▶ _INFORMATION GIVEN_
--- begin ---
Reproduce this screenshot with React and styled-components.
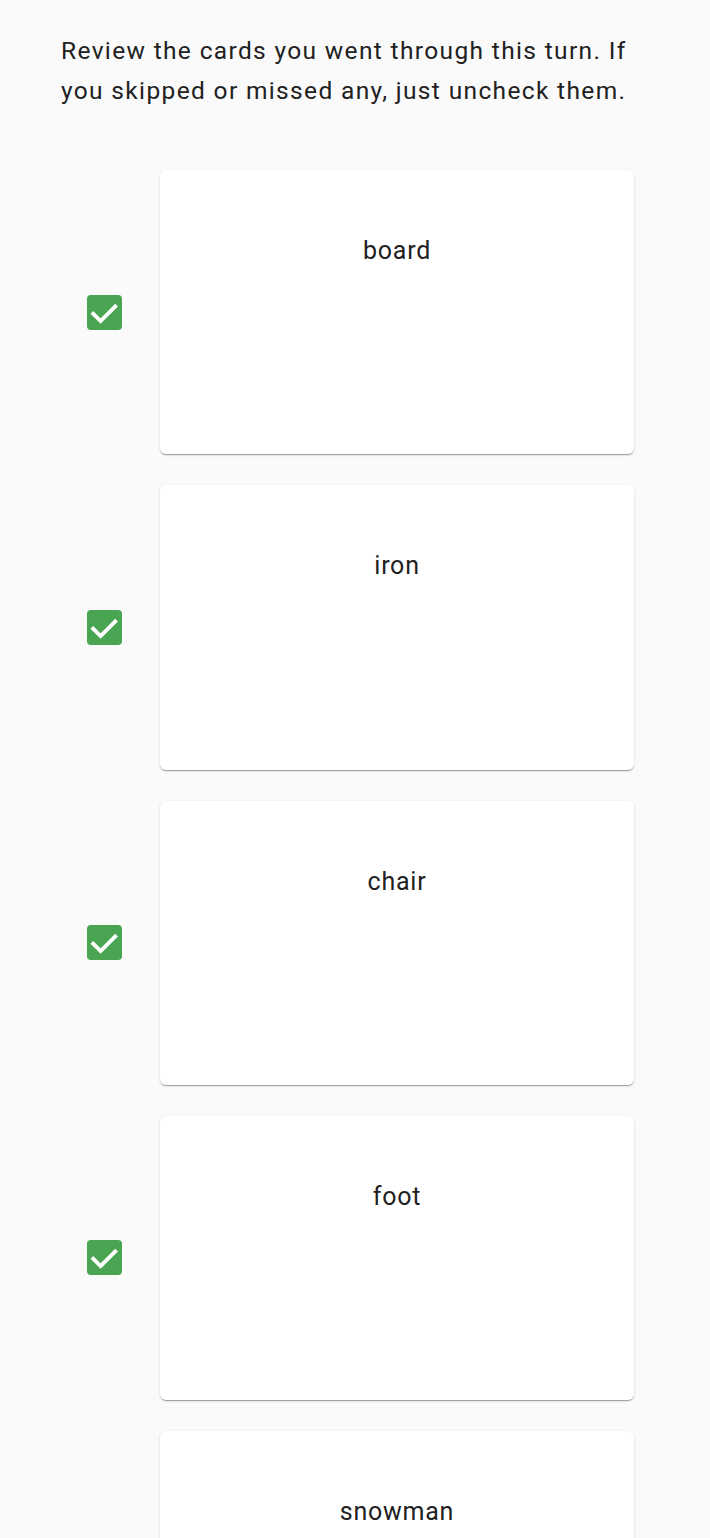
--- end ---
--- begin ---
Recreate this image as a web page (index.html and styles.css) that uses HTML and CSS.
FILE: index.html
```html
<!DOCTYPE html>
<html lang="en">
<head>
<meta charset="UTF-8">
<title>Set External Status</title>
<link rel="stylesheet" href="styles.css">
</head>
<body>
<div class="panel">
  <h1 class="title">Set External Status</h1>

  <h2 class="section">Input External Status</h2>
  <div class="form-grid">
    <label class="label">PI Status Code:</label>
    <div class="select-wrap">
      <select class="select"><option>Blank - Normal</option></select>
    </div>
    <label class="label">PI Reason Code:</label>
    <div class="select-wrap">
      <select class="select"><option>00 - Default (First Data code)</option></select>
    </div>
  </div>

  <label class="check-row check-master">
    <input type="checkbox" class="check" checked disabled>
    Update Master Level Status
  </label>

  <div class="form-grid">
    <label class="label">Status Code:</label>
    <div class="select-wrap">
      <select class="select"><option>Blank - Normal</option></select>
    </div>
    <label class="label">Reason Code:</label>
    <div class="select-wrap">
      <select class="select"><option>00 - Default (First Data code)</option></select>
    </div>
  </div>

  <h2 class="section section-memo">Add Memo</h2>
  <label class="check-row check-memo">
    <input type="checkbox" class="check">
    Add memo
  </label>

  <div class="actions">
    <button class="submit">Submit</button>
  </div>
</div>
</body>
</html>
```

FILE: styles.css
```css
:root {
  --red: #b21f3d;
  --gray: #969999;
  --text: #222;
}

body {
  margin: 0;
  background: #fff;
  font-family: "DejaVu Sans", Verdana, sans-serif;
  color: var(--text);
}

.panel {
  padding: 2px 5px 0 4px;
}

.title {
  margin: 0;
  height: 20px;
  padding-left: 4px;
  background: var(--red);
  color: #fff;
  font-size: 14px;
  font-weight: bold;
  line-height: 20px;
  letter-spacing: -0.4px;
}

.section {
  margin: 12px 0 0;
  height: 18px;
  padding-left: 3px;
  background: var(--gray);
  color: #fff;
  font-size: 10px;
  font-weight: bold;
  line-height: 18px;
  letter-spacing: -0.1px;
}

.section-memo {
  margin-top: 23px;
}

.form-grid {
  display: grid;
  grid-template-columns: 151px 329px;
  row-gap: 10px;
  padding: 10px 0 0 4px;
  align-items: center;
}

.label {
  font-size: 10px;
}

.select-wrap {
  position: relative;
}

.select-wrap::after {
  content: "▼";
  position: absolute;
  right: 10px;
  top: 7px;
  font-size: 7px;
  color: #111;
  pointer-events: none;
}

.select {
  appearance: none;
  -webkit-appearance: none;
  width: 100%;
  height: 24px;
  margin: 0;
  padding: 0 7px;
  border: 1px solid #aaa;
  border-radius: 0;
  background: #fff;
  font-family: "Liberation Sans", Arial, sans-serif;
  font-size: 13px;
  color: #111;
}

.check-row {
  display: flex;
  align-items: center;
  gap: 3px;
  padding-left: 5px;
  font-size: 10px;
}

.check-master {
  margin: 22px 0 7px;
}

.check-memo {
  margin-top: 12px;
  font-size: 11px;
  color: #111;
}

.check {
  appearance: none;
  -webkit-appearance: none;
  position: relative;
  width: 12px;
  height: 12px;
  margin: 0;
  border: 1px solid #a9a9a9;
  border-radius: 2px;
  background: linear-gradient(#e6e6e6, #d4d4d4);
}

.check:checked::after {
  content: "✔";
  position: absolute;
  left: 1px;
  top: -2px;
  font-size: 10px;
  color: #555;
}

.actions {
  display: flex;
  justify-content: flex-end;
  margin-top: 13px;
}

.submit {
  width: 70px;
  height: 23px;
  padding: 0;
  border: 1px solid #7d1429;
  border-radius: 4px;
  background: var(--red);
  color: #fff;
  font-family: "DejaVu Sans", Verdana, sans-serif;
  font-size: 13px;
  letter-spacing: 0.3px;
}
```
--- end ---
--- begin ---
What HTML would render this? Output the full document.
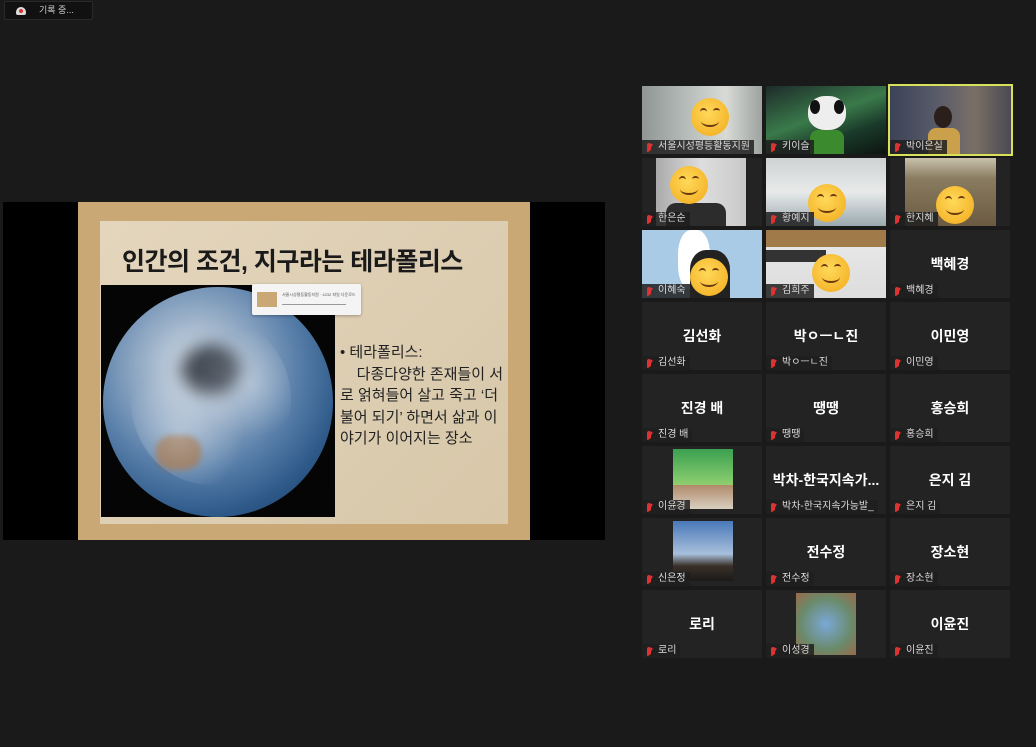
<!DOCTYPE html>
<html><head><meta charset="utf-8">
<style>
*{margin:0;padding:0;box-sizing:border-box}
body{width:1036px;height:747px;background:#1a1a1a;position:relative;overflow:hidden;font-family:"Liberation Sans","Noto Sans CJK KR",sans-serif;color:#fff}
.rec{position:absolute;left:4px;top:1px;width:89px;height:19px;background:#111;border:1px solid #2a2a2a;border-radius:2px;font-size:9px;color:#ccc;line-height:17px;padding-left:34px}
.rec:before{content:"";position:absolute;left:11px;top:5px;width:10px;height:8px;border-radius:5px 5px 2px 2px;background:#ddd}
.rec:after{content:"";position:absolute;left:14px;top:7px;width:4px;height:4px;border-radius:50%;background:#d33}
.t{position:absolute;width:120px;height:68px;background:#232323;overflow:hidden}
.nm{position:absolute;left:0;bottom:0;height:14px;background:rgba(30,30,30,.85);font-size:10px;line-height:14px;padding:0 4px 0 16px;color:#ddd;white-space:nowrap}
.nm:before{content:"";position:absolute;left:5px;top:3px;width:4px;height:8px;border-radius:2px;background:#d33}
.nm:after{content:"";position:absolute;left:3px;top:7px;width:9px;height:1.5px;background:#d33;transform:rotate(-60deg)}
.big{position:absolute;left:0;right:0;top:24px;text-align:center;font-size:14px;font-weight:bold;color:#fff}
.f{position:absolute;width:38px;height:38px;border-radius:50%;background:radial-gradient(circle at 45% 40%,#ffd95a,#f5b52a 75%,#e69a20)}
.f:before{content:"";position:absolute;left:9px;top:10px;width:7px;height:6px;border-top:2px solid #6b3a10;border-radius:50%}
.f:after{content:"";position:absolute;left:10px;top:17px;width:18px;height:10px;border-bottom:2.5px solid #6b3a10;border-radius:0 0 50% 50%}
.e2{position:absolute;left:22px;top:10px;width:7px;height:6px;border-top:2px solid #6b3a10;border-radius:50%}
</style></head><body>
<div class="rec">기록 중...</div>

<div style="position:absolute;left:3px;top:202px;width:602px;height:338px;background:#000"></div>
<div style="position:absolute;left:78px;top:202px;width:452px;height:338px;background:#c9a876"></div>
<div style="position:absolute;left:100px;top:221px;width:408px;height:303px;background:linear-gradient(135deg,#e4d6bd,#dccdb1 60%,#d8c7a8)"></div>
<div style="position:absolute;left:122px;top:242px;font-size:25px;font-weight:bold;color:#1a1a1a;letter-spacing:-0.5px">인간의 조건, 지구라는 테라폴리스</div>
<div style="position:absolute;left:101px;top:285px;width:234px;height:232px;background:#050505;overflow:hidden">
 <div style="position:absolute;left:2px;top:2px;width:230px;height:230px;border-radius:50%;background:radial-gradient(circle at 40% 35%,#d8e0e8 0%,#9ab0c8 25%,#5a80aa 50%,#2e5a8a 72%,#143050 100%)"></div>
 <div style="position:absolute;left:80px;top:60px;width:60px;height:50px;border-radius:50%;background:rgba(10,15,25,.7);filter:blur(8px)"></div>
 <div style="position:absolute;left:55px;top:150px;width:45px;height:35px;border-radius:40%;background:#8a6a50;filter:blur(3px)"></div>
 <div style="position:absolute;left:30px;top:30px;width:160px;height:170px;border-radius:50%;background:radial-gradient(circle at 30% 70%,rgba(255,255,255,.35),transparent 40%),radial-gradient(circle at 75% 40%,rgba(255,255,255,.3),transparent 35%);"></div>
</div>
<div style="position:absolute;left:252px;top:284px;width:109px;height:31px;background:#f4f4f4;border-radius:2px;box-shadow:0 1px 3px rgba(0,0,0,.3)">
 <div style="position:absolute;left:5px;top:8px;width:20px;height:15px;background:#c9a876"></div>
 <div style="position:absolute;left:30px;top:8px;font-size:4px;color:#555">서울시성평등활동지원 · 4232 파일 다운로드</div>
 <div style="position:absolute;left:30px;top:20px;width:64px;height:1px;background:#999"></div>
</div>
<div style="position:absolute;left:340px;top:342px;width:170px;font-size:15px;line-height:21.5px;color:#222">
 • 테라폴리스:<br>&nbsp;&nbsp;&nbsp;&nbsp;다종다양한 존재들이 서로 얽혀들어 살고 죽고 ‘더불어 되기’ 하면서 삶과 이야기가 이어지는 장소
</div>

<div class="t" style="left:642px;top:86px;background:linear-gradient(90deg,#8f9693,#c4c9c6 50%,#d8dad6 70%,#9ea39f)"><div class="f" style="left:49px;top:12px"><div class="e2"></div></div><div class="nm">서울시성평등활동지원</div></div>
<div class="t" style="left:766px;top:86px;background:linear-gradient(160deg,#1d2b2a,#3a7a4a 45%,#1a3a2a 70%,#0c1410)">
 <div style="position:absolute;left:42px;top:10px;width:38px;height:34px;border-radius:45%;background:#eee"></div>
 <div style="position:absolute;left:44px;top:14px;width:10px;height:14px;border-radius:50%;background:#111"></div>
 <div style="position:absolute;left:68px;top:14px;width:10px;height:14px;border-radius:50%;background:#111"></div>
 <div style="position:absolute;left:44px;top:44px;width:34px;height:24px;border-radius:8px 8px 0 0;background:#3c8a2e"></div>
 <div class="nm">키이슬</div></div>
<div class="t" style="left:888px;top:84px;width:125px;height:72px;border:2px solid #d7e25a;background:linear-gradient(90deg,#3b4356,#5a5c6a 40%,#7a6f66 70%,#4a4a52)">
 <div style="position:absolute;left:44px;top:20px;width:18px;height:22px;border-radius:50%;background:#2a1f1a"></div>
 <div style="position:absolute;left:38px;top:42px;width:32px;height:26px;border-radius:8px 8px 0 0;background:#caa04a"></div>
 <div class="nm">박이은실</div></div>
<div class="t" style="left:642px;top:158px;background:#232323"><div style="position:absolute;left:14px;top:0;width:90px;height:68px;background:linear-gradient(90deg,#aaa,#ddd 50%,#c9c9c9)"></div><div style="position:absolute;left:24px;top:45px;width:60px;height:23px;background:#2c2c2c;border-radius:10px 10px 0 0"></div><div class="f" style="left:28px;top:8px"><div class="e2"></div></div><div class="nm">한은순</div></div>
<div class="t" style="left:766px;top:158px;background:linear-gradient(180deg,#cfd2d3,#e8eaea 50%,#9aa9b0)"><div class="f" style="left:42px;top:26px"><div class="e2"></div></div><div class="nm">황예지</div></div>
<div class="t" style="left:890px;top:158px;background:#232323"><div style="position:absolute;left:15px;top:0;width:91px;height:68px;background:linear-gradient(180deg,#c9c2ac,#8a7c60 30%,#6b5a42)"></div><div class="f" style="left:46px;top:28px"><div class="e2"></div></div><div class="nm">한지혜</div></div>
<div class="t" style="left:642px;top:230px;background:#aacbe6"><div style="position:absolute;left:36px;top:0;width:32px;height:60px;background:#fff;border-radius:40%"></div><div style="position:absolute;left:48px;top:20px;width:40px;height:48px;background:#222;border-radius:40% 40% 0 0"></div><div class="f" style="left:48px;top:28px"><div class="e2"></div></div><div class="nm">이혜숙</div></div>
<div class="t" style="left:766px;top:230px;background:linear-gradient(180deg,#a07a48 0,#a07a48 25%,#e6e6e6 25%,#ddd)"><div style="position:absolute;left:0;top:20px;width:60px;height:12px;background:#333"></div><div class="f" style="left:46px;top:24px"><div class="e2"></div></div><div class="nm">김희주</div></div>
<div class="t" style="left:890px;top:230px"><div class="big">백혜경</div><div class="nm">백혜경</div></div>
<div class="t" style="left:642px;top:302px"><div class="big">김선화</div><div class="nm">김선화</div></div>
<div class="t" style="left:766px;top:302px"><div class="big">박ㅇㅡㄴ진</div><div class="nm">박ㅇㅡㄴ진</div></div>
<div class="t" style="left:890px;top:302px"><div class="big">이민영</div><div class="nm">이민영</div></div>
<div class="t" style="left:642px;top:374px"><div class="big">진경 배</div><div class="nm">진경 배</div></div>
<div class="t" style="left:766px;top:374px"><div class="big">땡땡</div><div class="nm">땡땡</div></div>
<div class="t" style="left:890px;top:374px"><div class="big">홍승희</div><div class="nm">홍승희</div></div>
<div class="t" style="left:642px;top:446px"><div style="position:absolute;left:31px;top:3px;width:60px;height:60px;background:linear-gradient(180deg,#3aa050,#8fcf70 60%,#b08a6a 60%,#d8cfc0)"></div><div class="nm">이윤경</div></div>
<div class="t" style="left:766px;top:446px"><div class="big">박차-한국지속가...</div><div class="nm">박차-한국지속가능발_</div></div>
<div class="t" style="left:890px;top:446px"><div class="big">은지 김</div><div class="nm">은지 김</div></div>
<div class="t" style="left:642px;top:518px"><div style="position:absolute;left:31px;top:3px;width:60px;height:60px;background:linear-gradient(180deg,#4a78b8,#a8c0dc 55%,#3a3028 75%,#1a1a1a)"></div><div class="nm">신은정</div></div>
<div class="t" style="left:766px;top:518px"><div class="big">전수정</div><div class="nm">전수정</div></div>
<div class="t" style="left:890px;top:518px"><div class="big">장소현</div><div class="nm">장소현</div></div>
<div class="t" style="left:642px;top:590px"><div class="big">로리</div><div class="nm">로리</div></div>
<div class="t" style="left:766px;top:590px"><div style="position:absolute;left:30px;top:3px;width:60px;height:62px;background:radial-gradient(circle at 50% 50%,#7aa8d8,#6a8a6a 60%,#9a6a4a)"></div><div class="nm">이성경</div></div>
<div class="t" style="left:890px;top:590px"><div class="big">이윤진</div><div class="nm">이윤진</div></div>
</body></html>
--- end ---
▶ _GIVEN INSTRUCTION_
Show every line where the string "this" appears.

▶ _RESPONSE TO THE TASK_
Reproduce this screenshot with React and styled-components.
Recreate this image as a web page (index.html and styles.css) that uses HTML and CSS.
What HTML would render this? Output the full document.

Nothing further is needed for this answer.